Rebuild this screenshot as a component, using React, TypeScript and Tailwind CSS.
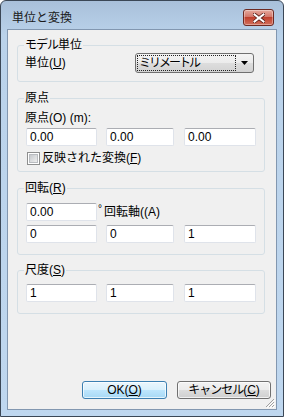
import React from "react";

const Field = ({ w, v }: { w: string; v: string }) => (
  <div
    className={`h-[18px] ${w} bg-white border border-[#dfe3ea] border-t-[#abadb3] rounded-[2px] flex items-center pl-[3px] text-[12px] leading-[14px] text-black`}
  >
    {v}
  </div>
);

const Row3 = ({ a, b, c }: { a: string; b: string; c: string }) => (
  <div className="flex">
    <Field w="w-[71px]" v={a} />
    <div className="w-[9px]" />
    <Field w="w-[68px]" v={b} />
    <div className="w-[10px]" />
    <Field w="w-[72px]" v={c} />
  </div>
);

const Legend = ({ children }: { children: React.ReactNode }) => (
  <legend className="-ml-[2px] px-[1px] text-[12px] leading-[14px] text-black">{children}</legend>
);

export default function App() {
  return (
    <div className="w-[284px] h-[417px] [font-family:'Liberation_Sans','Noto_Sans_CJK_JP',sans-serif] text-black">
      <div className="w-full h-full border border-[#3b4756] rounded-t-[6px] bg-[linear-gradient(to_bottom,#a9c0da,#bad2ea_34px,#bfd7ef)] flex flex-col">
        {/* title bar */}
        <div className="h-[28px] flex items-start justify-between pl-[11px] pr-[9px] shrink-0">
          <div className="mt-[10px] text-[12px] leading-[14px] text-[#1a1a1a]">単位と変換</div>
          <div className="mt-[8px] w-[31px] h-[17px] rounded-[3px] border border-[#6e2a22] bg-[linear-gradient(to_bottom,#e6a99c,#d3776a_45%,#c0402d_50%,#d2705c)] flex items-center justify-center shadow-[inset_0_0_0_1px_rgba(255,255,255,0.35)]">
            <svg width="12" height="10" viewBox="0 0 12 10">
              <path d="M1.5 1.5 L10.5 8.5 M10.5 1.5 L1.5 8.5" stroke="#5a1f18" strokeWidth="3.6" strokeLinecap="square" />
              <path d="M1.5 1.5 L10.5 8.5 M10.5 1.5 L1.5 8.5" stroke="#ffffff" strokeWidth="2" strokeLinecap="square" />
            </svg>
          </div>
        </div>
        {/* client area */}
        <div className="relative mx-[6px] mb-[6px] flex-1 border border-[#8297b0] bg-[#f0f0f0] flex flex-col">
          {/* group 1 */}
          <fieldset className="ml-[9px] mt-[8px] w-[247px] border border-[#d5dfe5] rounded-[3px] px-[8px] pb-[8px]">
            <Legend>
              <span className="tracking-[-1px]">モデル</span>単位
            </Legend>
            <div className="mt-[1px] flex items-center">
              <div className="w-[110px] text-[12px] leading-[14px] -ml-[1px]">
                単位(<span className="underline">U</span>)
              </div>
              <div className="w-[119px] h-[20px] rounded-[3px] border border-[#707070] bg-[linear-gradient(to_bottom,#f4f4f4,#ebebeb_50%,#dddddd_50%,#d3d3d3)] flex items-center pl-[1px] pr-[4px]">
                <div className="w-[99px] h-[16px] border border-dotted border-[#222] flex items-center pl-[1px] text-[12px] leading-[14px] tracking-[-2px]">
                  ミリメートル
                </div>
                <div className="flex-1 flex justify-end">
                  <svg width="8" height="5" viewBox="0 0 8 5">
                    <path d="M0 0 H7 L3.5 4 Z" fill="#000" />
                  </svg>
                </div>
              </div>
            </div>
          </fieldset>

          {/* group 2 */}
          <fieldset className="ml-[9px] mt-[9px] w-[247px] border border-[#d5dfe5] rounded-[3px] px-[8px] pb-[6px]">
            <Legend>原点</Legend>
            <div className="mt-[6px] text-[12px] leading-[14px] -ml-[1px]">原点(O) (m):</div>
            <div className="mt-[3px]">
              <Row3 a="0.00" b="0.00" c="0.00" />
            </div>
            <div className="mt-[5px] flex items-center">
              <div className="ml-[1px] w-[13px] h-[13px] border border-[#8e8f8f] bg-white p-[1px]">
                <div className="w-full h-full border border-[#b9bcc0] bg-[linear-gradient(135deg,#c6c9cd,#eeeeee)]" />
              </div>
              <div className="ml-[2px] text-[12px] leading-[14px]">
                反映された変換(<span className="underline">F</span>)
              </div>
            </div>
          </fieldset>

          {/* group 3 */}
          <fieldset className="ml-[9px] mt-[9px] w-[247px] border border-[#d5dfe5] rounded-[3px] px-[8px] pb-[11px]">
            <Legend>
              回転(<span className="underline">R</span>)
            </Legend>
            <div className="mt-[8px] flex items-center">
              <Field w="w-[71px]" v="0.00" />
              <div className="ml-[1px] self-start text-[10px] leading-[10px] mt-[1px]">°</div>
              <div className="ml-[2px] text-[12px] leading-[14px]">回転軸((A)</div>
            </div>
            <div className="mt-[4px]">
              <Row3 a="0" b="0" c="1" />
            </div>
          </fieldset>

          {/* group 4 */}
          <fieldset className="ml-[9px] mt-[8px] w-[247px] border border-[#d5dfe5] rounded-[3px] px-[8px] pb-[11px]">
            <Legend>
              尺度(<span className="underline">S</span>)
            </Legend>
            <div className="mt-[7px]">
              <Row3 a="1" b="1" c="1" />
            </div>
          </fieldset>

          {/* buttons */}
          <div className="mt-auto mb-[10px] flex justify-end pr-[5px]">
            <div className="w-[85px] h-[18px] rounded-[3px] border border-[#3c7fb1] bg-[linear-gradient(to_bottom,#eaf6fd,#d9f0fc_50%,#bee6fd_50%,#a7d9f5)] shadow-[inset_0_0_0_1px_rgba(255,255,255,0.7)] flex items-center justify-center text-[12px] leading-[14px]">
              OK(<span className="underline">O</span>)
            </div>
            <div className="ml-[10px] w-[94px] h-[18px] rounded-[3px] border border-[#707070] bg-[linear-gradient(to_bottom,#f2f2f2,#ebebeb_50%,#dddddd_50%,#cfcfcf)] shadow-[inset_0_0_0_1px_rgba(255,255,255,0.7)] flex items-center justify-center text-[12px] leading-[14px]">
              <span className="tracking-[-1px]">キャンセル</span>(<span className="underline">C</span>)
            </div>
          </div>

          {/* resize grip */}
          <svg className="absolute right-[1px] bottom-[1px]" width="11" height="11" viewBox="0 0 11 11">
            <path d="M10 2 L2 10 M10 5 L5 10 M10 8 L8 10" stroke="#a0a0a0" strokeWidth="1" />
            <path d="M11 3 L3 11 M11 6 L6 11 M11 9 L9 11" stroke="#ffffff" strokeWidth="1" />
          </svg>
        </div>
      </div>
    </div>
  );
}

**What you need to do**
Exactly as written, please give again the lines from the beginning of the listing through the line containing "import React from", inclusive, without any pictures.

**The output**
Rebuild this screenshot as a component, using React, TypeScript and Tailwind CSS.
import React from "react";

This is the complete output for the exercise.